Abstract:
This research is focused on investigating the mechanical behavior of FDM-processed
CFRP/Al hybrid riveted joints at elevated temperatures. A two-pronged approach
was adopted entailing experimental and computational domains. In the experimental
thrust, the developed joint was evaluated for its mechanical behavior by employing
Digital Image Correlation, micro-XCT, and fractographic analysis. The tensile testing
was performed at four different temperatures, i.e., Room Temperature (RT), 50°C,
75°C, and 100°C. At RT, the joint experienced net-sectioning in the CFRP sheet
along with minute secondary bending. Further, distinct failure modes were noticed
for each ply orientation where the inherent porosity/voids appeared as the governing
factor for the damage progression. Novel constitutive models were developed using
accrued strain and change in energy dissipation to estimate the damage progression.

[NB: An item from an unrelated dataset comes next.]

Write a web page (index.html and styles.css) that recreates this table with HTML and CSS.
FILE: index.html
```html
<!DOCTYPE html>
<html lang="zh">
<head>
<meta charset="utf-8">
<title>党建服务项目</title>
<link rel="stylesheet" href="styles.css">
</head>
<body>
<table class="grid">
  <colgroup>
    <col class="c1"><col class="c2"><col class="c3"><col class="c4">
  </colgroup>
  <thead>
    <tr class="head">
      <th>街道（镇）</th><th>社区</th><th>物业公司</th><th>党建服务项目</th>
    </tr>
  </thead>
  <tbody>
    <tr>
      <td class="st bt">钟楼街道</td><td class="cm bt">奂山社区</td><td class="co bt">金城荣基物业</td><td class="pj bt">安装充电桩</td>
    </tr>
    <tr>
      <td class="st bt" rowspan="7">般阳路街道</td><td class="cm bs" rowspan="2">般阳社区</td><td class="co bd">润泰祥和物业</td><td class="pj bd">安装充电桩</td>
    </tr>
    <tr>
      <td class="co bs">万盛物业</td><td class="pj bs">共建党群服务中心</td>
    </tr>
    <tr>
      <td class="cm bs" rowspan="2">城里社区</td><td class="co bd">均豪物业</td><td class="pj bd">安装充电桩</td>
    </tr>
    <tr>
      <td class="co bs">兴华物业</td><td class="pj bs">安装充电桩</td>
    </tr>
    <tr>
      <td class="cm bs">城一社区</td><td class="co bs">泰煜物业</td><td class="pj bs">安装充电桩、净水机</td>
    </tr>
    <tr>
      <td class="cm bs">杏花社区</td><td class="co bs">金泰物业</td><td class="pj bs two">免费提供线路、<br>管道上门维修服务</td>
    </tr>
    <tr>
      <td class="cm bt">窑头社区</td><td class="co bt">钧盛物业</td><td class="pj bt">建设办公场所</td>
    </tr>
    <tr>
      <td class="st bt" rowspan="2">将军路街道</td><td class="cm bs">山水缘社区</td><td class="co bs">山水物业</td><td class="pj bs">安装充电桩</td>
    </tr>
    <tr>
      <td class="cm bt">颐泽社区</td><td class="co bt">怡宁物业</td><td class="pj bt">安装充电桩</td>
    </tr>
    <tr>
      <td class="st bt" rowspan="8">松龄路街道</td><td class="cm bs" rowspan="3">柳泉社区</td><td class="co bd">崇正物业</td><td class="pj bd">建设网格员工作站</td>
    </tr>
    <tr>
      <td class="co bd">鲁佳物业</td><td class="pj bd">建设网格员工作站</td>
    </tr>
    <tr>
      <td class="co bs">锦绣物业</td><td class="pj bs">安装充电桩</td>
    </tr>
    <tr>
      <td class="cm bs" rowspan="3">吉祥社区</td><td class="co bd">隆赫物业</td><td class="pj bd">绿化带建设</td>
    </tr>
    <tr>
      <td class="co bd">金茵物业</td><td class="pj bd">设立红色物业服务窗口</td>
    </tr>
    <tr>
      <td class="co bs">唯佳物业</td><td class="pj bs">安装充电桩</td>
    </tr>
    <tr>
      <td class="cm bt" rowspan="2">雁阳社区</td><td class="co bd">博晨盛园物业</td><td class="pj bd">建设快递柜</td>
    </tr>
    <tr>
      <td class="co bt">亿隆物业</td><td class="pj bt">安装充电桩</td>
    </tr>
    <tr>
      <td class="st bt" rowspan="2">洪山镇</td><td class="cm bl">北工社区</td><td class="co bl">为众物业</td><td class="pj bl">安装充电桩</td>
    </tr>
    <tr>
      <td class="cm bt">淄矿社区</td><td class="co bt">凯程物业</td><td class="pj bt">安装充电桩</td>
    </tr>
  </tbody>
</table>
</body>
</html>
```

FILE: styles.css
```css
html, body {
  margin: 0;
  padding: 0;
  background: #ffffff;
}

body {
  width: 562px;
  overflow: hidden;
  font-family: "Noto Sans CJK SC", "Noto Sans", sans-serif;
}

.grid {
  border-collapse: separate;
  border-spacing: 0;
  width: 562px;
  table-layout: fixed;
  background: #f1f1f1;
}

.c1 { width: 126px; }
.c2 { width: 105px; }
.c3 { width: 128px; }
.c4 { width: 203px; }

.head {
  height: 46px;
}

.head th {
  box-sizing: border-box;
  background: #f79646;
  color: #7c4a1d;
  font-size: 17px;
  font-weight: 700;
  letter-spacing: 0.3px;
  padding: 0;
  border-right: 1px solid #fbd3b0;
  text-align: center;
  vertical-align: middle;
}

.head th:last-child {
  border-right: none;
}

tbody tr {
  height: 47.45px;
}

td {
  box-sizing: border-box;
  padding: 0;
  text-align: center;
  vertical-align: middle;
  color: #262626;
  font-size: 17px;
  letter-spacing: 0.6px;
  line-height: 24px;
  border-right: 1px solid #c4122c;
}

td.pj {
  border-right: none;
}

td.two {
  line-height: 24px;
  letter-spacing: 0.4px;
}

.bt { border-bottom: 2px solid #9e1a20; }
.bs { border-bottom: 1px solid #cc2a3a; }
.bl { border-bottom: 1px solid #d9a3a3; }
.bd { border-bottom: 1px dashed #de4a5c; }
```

The damage accumulation was found to be more uniform in the 0°layer as compared
to 90°. Moreover, the 90°layer exhibited a more catastrophic damage pattern toward
final failure. At elevated temperatures, a significant reduction in mechanical properties
along with a non-uniform warping/bending of the plies was noticed due to viscoelastic
behavior change. The computational analysis was performed for the validation of the
experimental results and both were found to be in good agreement.